:: EXERCISE DIRECTIONS ::
Skip the images. Copy the records exactly as written.

+++ DATASET RECORDS

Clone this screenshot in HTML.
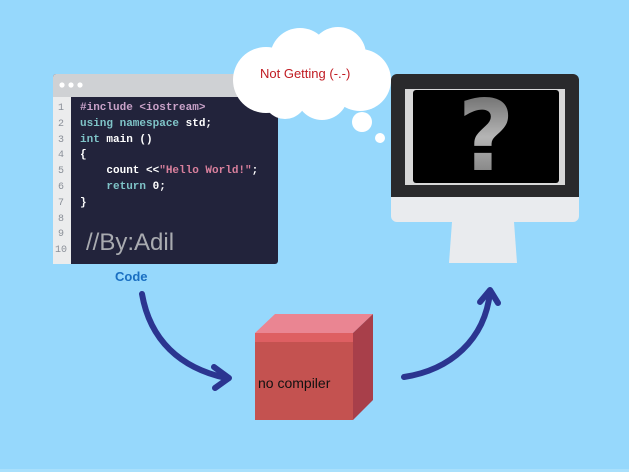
<!DOCTYPE html>
<html><head><style>
body{margin:0;width:629px;height:472px;overflow:hidden;background:#96d8fc;font-family:"Liberation Sans",sans-serif}
.code{position:absolute;left:80px;top:101px;font-family:"Liberation Mono",monospace;font-weight:bold;font-size:11px;line-height:15.8px;color:#fff;white-space:pre}
.ln{position:absolute;left:53px;width:16px;text-align:center;top:101px;font-family:"Liberation Mono",monospace;font-size:10px;line-height:15.8px;color:#8a8f98;white-space:pre}
.t{color:#7fc4c8}.p{color:#c9a2c9}.s{color:#d87f9c}
</style></head><body>
<svg width="629" height="472" style="position:absolute;left:0;top:0">
<rect x="0" y="469" width="629" height="3" fill="#a9e0fc"/>
<rect x="53" y="74" width="225" height="190" rx="3" fill="#22233b"/>
<rect x="53" y="74" width="225" height="23" rx="3" fill="#cfd1d4"/>
<rect x="53" y="94" width="225" height="3" fill="#cfd1d4"/>
<rect x="53" y="97" width="18" height="167" fill="#ebeced"/>
<circle cx="62" cy="85" r="2.6" fill="#fff"/><circle cx="71" cy="85" r="2.6" fill="#fff"/><circle cx="80" cy="85" r="2.6" fill="#fff"/>
<g fill="#fff">
<circle cx="266" cy="80" r="33"/><circle cx="300" cy="58" r="30"/><circle cx="338" cy="55" r="28"/>
<circle cx="360" cy="80" r="31"/><circle cx="322" cy="94" r="26"/><circle cx="285" cy="97" r="22"/>
<circle cx="362" cy="122" r="10"/><circle cx="380" cy="138" r="5"/>
</g>
<rect x="391" y="180" width="188" height="42" rx="6" fill="#e9ebee"/>
<path d="M391 80 a6 6 0 0 1 6 -6 h176 a6 6 0 0 1 6 6 v117 h-188z" fill="#2a2a2c"/>
<rect x="405" y="89" width="160" height="96" fill="#d8d8d8"/>
<rect x="413" y="90" width="146" height="93" rx="3" fill="#000"/>
<path d="M452 222 h62 l3 41 h-68z" fill="#e9ebee"/>
<defs><linearGradient id="g" x1="0" y1="0" x2="0" y2="1"><stop offset="0" stop-color="#5a5a5a"/><stop offset="0.5" stop-color="#b5b5b5"/><stop offset="1" stop-color="#6a6a6a"/></linearGradient></defs>
<text x="486" y="170" text-anchor="middle" font-family="DejaVu Sans" font-weight="bold" font-size="98" fill="url(#g)">?</text>
<path d="M255 333 L275 314 H373 L353 333 Z" fill="#ea8592"/>
<path d="M353 333 L373 314 V400 L353 420 Z" fill="#a83f4a"/>
<rect x="255" y="333" width="98" height="87" fill="#c45250"/>
<rect x="255" y="333" width="98" height="9" fill="#de5f62"/>
<g fill="none" stroke="#2b3590" stroke-width="6" stroke-linecap="round" stroke-linejoin="round">
<path d="M142 294 C150 340 180 368 226 378"/>
<path d="M214 367 L229 378 L215 388"/>
<path d="M404 377 C450 370 485 340 490 292"/>
<path d="M480 302 L490 290 L498 303"/>
</g>
</svg>
<div class="ln">1
2
3
4
5
6
7
8
9
10</div>
<div class="code"><span class="p">#include &lt;iostream&gt;</span>
<span class="t">using namespace</span> std;
<span class="t">int</span> main ()
{
    count &lt;&lt;<span class="s">"Hello World!"</span>;
    <span class="t">return</span> 0;
}</div>
<div style="position:absolute;left:86px;top:229px;font-size:24px;color:#a9abb0">//By:Adil</div>
<div style="position:absolute;left:115px;top:269px;font-size:13px;font-weight:bold;color:#1a6fc2">Code</div>
<div style="position:absolute;left:260px;top:66px;font-size:13px;color:#c01b22">Not Getting (-.-)</div>
<div style="position:absolute;left:258px;top:375px;font-size:14px;color:#111">no compiler</div>
</body></html>
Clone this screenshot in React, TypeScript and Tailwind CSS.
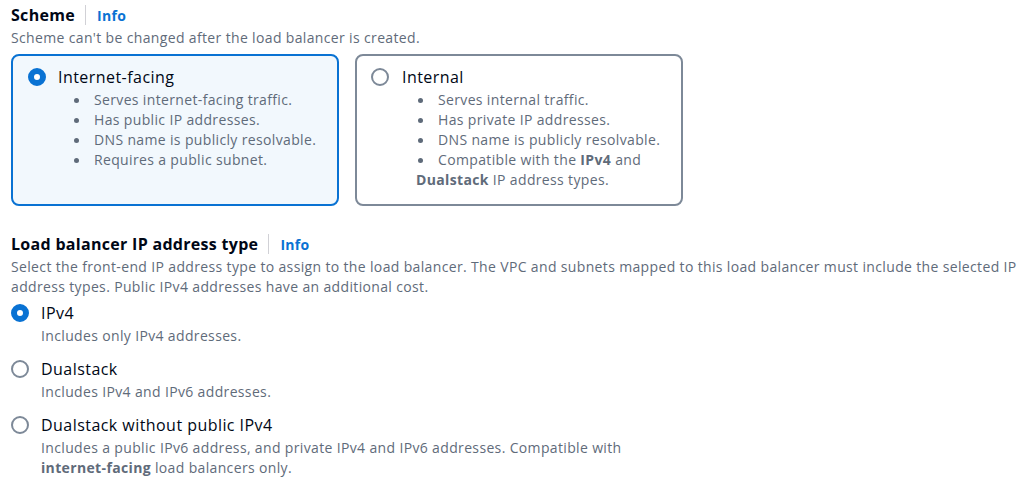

++++++

:: FINISHED EXERCISE ::
Clone this screenshot in HTML.
<!DOCTYPE html>
<html><head><style>
body{margin:0;width:629px;height:472px;overflow:hidden;background:#96d8fc;font-family:"Liberation Sans",sans-serif}
.code{position:absolute;left:80px;top:101px;font-family:"Liberation Mono",monospace;font-weight:bold;font-size:11px;line-height:15.8px;color:#fff;white-space:pre}
.ln{position:absolute;left:53px;width:16px;text-align:center;top:101px;font-family:"Liberation Mono",monospace;font-size:10px;line-height:15.8px;color:#8a8f98;white-space:pre}
.t{color:#7fc4c8}.p{color:#c9a2c9}.s{color:#d87f9c}
</style></head><body>
<svg width="629" height="472" style="position:absolute;left:0;top:0">
<rect x="0" y="469" width="629" height="3" fill="#a9e0fc"/>
<rect x="53" y="74" width="225" height="190" rx="3" fill="#22233b"/>
<rect x="53" y="74" width="225" height="23" rx="3" fill="#cfd1d4"/>
<rect x="53" y="94" width="225" height="3" fill="#cfd1d4"/>
<rect x="53" y="97" width="18" height="167" fill="#ebeced"/>
<circle cx="62" cy="85" r="2.6" fill="#fff"/><circle cx="71" cy="85" r="2.6" fill="#fff"/><circle cx="80" cy="85" r="2.6" fill="#fff"/>
<g fill="#fff">
<circle cx="266" cy="80" r="33"/><circle cx="300" cy="58" r="30"/><circle cx="338" cy="55" r="28"/>
<circle cx="360" cy="80" r="31"/><circle cx="322" cy="94" r="26"/><circle cx="285" cy="97" r="22"/>
<circle cx="362" cy="122" r="10"/><circle cx="380" cy="138" r="5"/>
</g>
<rect x="391" y="180" width="188" height="42" rx="6" fill="#e9ebee"/>
<path d="M391 80 a6 6 0 0 1 6 -6 h176 a6 6 0 0 1 6 6 v117 h-188z" fill="#2a2a2c"/>
<rect x="405" y="89" width="160" height="96" fill="#d8d8d8"/>
<rect x="413" y="90" width="146" height="93" rx="3" fill="#000"/>
<path d="M452 222 h62 l3 41 h-68z" fill="#e9ebee"/>
<defs><linearGradient id="g" x1="0" y1="0" x2="0" y2="1"><stop offset="0" stop-color="#5a5a5a"/><stop offset="0.5" stop-color="#b5b5b5"/><stop offset="1" stop-color="#6a6a6a"/></linearGradient></defs>
<text x="486" y="170" text-anchor="middle" font-family="DejaVu Sans" font-weight="bold" font-size="98" fill="url(#g)">?</text>
<path d="M255 333 L275 314 H373 L353 333 Z" fill="#ea8592"/>
<path d="M353 333 L373 314 V400 L353 420 Z" fill="#a83f4a"/>
<rect x="255" y="333" width="98" height="87" fill="#c45250"/>
<rect x="255" y="333" width="98" height="9" fill="#de5f62"/>
<g fill="none" stroke="#2b3590" stroke-width="6" stroke-linecap="round" stroke-linejoin="round">
<path d="M142 294 C150 340 180 368 226 378"/>
<path d="M214 367 L229 378 L215 388"/>
<path d="M404 377 C450 370 485 340 490 292"/>
<path d="M480 302 L490 290 L498 303"/>
</g>
</svg>
<div class="ln">1
2
3
4
5
6
7
8
9
10</div>
<div class="code"><span class="p">#include &lt;iostream&gt;</span>
<span class="t">using namespace</span> std;
<span class="t">int</span> main ()
{
    count &lt;&lt;<span class="s">"Hello World!"</span>;
    <span class="t">return</span> 0;
}</div>
<div style="position:absolute;left:86px;top:229px;font-size:24px;color:#a9abb0">//By:Adil</div>
<div style="position:absolute;left:115px;top:269px;font-size:13px;font-weight:bold;color:#1a6fc2">Code</div>
<div style="position:absolute;left:260px;top:66px;font-size:13px;color:#c01b22">Not Getting (-.-)</div>
<div style="position:absolute;left:258px;top:375px;font-size:14px;color:#111">no compiler</div>
</body></html>
Clone this screenshot in React, TypeScript and Tailwind CSS.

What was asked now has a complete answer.